Paula wasted no time getting on the dinner schedule. She called Allison Worthy, who coordinates volunteers at Family House, and nailed down Sunday, Jan. 19. Allison put Paula in touch with volunteers Charles and Patsy Harrison who lead a team that cooks dinner for guests twice a month.

She observed Team Harrison, asked questions and checked out the availability of crock pots and utensils in the community kitchen for the chili and cornbread that she and TJ had already decided would be their debut meal.

But it wasn’t just any chili. TJ, who enjoys cooking and aspires to be a chef, wanted to offer Cincinnati chili, which is served over spaghetti noodles. Chopped raw onions and cheddar cheese are optional.

“I really enjoy chili that way and wanted to give others the option,” TJ said, surmising correctly that most guests weren’t familiar with it. The Browns offered both a meat chili and a vegetarian chili, again giving guests choices to best suit their palates.

Mother and son spent the day before in prep: chopping the onions and browning the meat for the chili, chopping other vegetables for tossed salad, baking the cornbread muffins and the brownies for dessert. By noon Sunday, four crock pots were hard at work in the Family House kitchen.

“We prepared for about 50, forgetting that it was the MLK Holiday weekend and there would be a slimmer crowd as the hospital clinics were closed on Monday,” said Paula. “But it didn’t matter. Although we had fewer guests than we’d planned for, we had plenty of leftovers, and chili is always better the second day.”

Leftovers are always welcome and disappear at Family House because the illness of a loved one does not follow a mealtime schedule, said Allison, the volunteer coordinator.

“It’s about the community of support that forms around the shared meals.”

“Our guests always comment with gratitude and amazement about the volunteers who prepare the home-cooked meals here and the quality of the food,” she said. “But it’s beyond nourishing their bodies; it’s about the community of support that forms around the shared meals. We’ve steadily added Sunday night meals because Sundays have become a busy check-in day for guests. Like our guests we are grateful that Paula and TJ know their way our around kitchen, especially on Sunday nights.”

Paula and TJ saw — and felt — the gratitude firsthand. A lone female guest showed her appreciation by insisting that Paula accept a cash donation that could be used for the next dinner she and TJ prepare.

“That was one of those arguments that you can’t win, so I graciously accepted her gift, assuring her it wasn’t necessary, but much appreciated,” Paula said, noting that she and TJ had already discussed “next time” even before they had served the first bowl of chili.

And neither will forget the guest who slipped back into the kitchen after dinner, slammed his palm on the countertop to get their attention and declared,

“I just want to thank you. With her treatment my wife hasn’t felt like eating in over a month, but tonight she did.

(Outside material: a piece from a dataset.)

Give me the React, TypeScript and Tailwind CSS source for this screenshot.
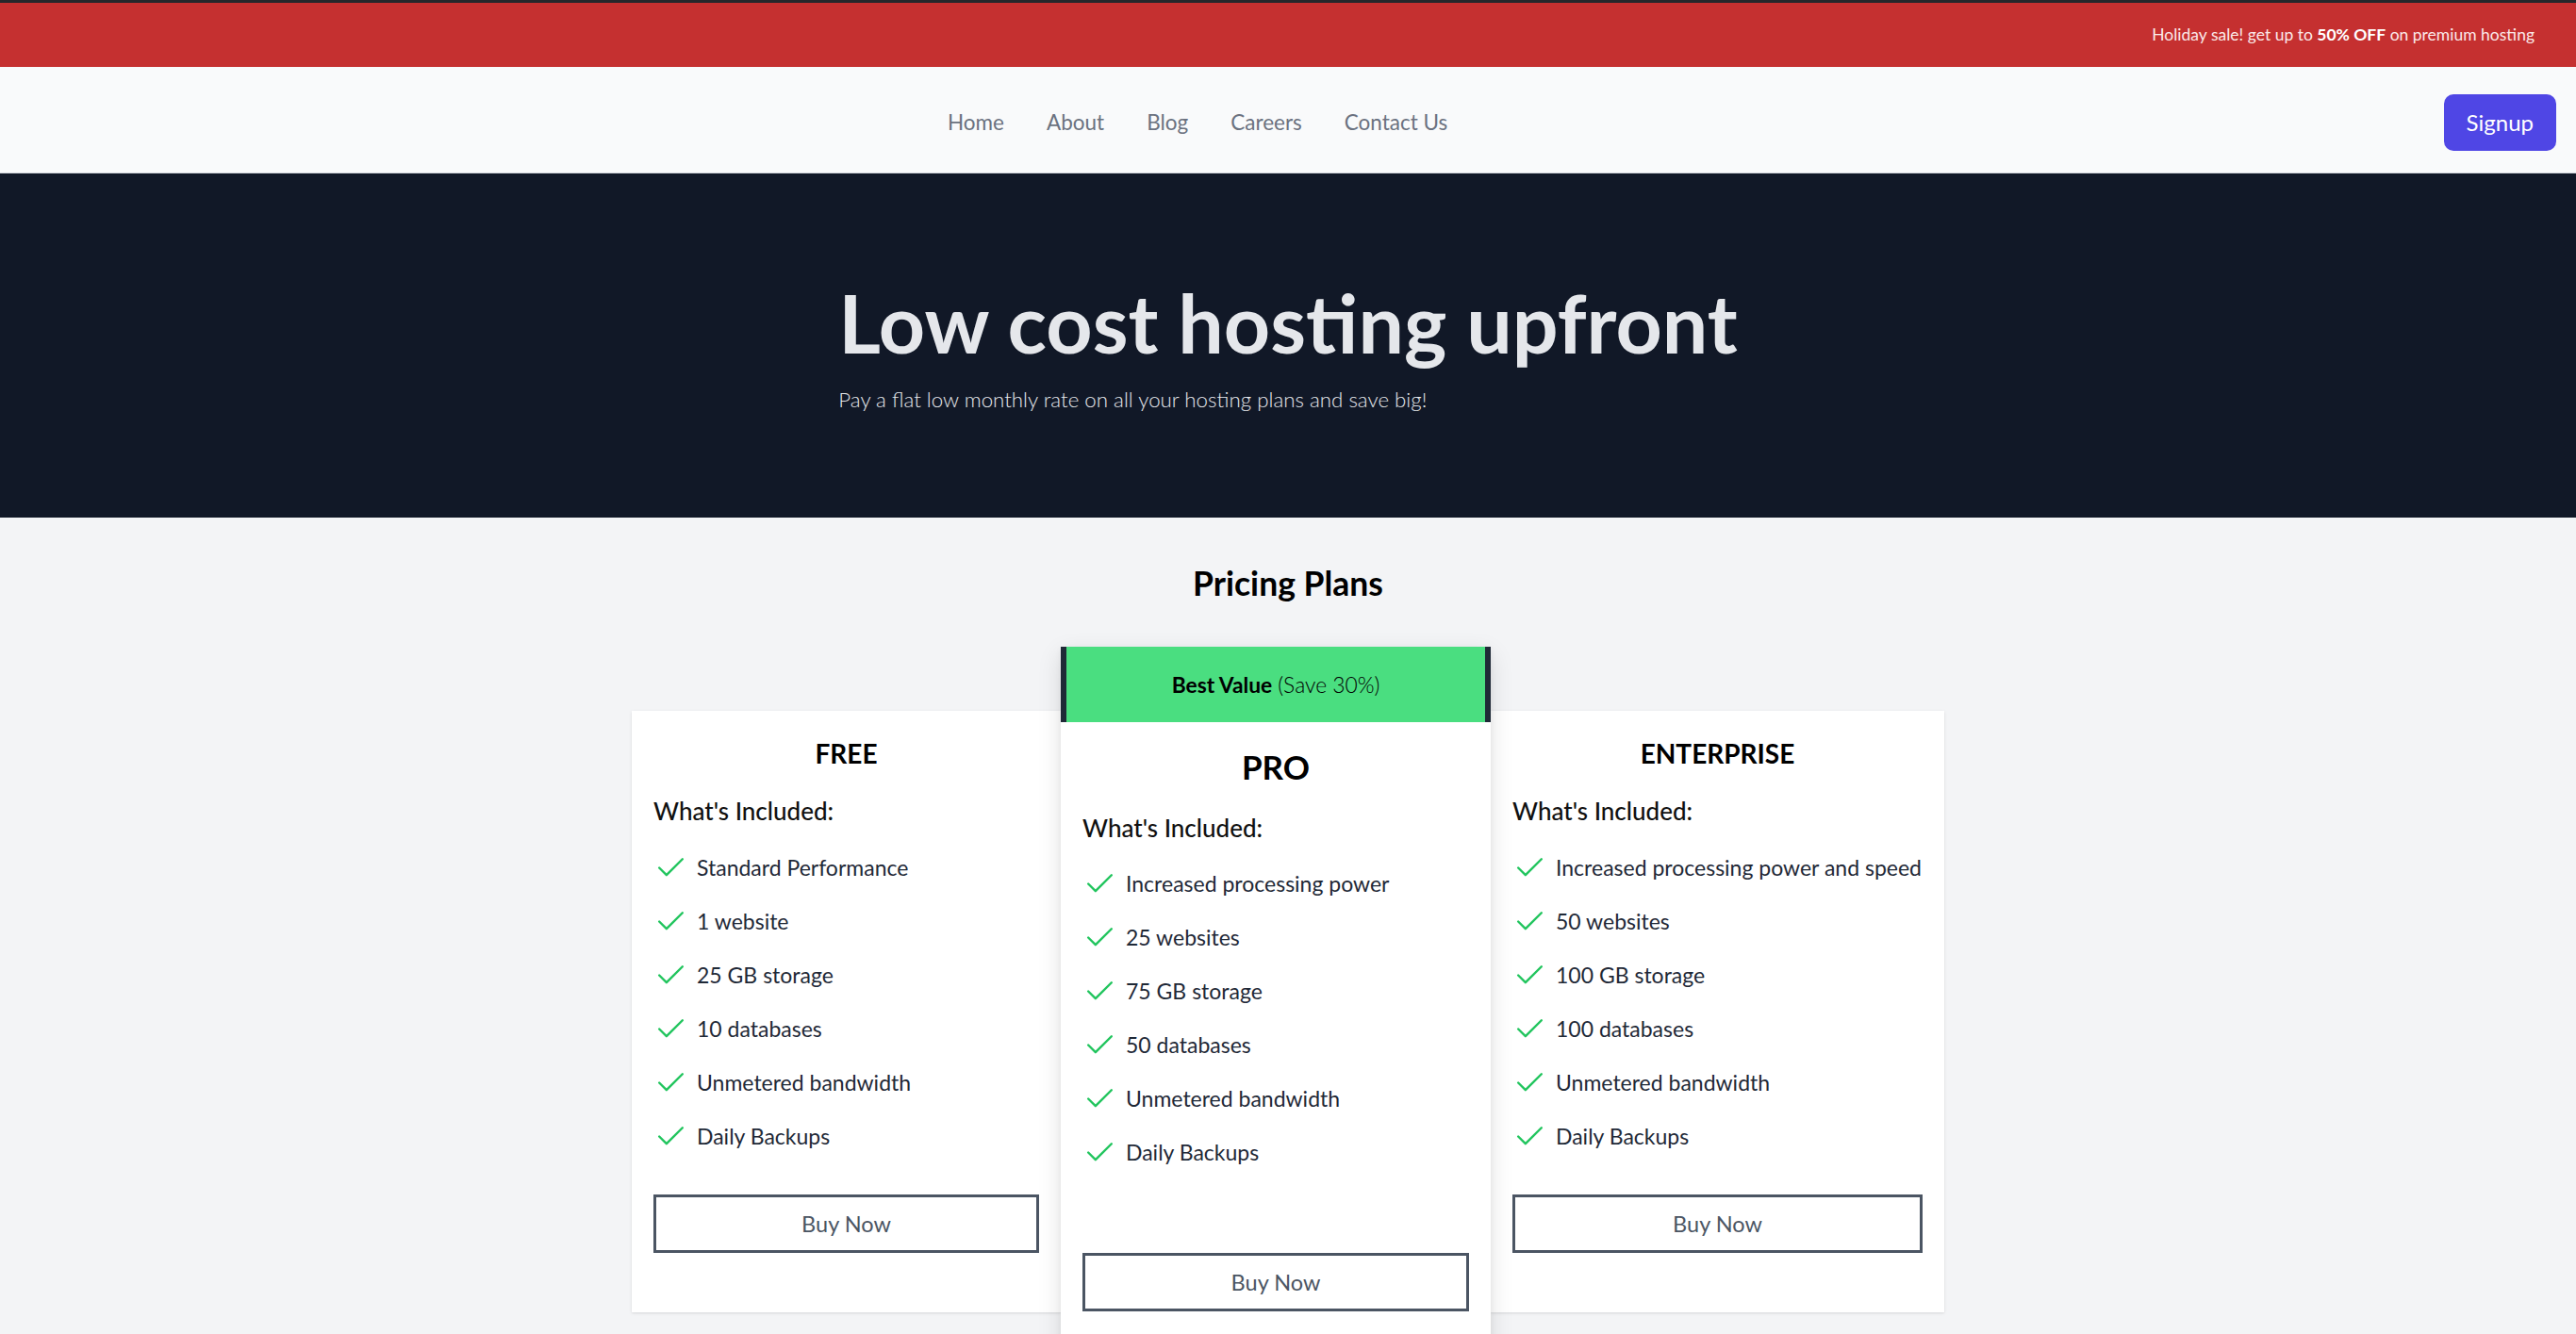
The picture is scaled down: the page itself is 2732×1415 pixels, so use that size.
import React from 'react';
import { Check } from 'lucide-react';

interface Plan {
  name: string;
  features: string[];
}

const freePlan: Plan = {
  name: 'FREE',
  features: ['Standard Performance', '1 website', '25 GB storage', '10 databases', 'Unmetered bandwidth', 'Daily Backups'],
};

const proPlan: Plan = {
  name: 'PRO',
  features: ['Increased processing power', '25 websites', '75 GB storage', '50 databases', 'Unmetered bandwidth', 'Daily Backups'],
};

const enterprisePlan: Plan = {
  name: 'ENTERPRISE',
  features: [
    'Increased processing power and speed',
    '50 websites',
    '100 GB storage',
    '100 databases',
    'Unmetered bandwidth',
    'Daily Backups',
  ],
};

const navLinks = ['Home', 'About', 'Blog', 'Careers', 'Contact Us'];

const FeatureList: React.FC<{ features: string[] }> = ({ features }) => (
  <ul className="flex flex-col gap-[20px]">
    {features.map((feature) => (
      <li key={feature} className="flex h-[37px] items-center gap-[9px]">
        <Check className="h-[37px] w-[37px] shrink-0 text-[#22c55e]" strokeWidth={1.6} />
        <span className="whitespace-nowrap text-[23px] leading-[35px] text-[#1f2937]">{feature}</span>
      </li>
    ))}
  </ul>
);

const BuyButton: React.FC<{ className?: string }> = ({ className = '' }) => (
  <button
    className={`block w-full border-[3px] border-[#4b5563] bg-white py-[10.5px] text-[23.5px] leading-[35px] text-[#4b5563] ${className}`}
  >
    Buy Now
  </button>
);

const SideCard: React.FC<{ plan: Plan; width: string }> = ({ plan, width }) => (
  <div
    className={`${width} mt-[68px] bg-white px-[23px] pt-[25px] pb-[63px] shadow-[0_1px_4px_rgba(0,0,0,0.08),0_1px_2px_rgba(0,0,0,0.05)]`}
  >
    <h3 className="text-center text-[28px] leading-[40px] font-bold text-black">{plan.name}</h3>
    <h4 className="mt-[22px] text-[26px] leading-[38px] font-medium text-[#111111]">What's Included:</h4>
    <div className="mt-[22.5px]">
      <FeatureList features={plan.features} />
    </div>
    <BuyButton className="mt-[43.5px]" />
  </div>
);

const App: React.FC = () => {
  return (
    <div className="h-screen overflow-hidden bg-[#f3f4f6] font-['Lato',sans-serif]">
      {/* promo strip */}
      <div className="flex h-[71px] items-center justify-end border-t-[3px] border-[#26272b] bg-[#c53030] pr-[44px]">
        <p className="text-[17.5px] leading-[28px] text-[#fbe9e9]">
          Holiday sale! get up to <span className="font-bold text-white">50% OFF</span> on premium hosting
        </p>
      </div>

      {/* nav */}
      <nav className="flex h-[113px] items-center border-b border-[#d1d5db] bg-[#f9fafb] pt-[5px]">
        <ul className="ml-[1005px] flex items-center gap-[45px]">
          {navLinks.map((link) => (
            <li key={link} className="text-[22.5px] leading-[35px] text-[#6b7280]">
              {link}
            </li>
          ))}
        </ul>
        <button className="mr-[21px] ml-auto h-[60px] rounded-[10px] bg-[#4f46e5] px-[24px] text-[24px] text-white">
          Signup
        </button>
      </nav>

      {/* hero */}
      <section className="bg-[#111827] pt-[114.5px] pb-[109.5px]">
        <div className="mx-auto w-fit">
          <h1 className="text-[86px] leading-none font-bold text-[#e5e7eb]">Low cost hosting upfront</h1>
          <p className="mt-[22px] text-[22.3px] leading-[33px] font-light text-[#e5e7eb]">
            Pay a flat low monthly rate on all your hosting plans and save big!
          </p>
        </div>
      </section>

      {/* pricing */}
      <section className="pt-[46px]">
        <h2 className="text-center text-[35.5px] leading-[48px] font-bold text-black">Pricing Plans</h2>

        <div className="mt-[43px] flex items-start justify-center">
          <SideCard plan={freePlan} width="w-[455px]" />

          <div className="relative z-10 w-[456px] bg-white shadow-[0_8px_24px_rgba(0,0,0,0.12),0_2px_6px_rgba(0,0,0,0.06)]">
            <div className="flex h-[80px] items-center justify-center border-x-[6px] border-[#1f2937] bg-[#4ade80] text-[22.8px] text-black">
              <span className="font-bold">Best Value</span>
              <span className="ml-[6px] font-light">(Save 30%)</span>
            </div>
            <div className="px-[23px] pt-[22px] pb-[69px]">
              <h3 className="text-center text-[35px] leading-[50px] font-bold text-black">{proPlan.name}</h3>
              <h4 className="mt-[20.5px] text-[26px] leading-[38px] font-medium text-[#111111]">What's Included:</h4>
              <div className="mt-[22px]">
                <FeatureList features={proPlan.features} />
              </div>
              <BuyButton className="mt-[88.5px]" />
            </div>
          </div>

          <SideCard plan={enterprisePlan} width="w-[481px]" />
        </div>
      </section>
    </div>
  );
};

export default App;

We enjoyed it.”

“I thought we were just feeding people, but it was so much more than that.”

“I thought we were just feeding people, but it was so much more than that,” said TJ, who enjoys the logistical challenges of cooking, especially for a crowd. “Family House is a haven for people. The reactions to our meal told us that. I had run by the house many times in better weather when training with my cross-country team, but I really didn’t know what goes on here. Cooking here was fun, and I look forward to coming back.”

Cooking at Family House also allows TJ to work towards earning the 25 community service hours he needs for high school graduation. But it’s not about that requirement, both TJ and Paula agreed.

“It’s the reaction we got from people,” he said. “It was emotional and genuine for us all. The fun of the cooking makes the service requirement easier.”

“It’s a win-win for all,” Paula said, beaming.

Will chili be their signature Family House meal?

“We’ll probably branch out, but we’ll keep with comfort foods,” said TJ. “You don’t want to go too exotic. You gotta eat sometime, and we need to make it easy for people to enjoy it, maybe meatloaf and my grandmother’s macaroni and cheese.”

Just as a 10-year-old boy inspired Paula and TJ to step up and cook a fellow nurse told Paula her unit is going to plan a meal at Family House.
“I just hope it’s my day off so I can participate,” she said.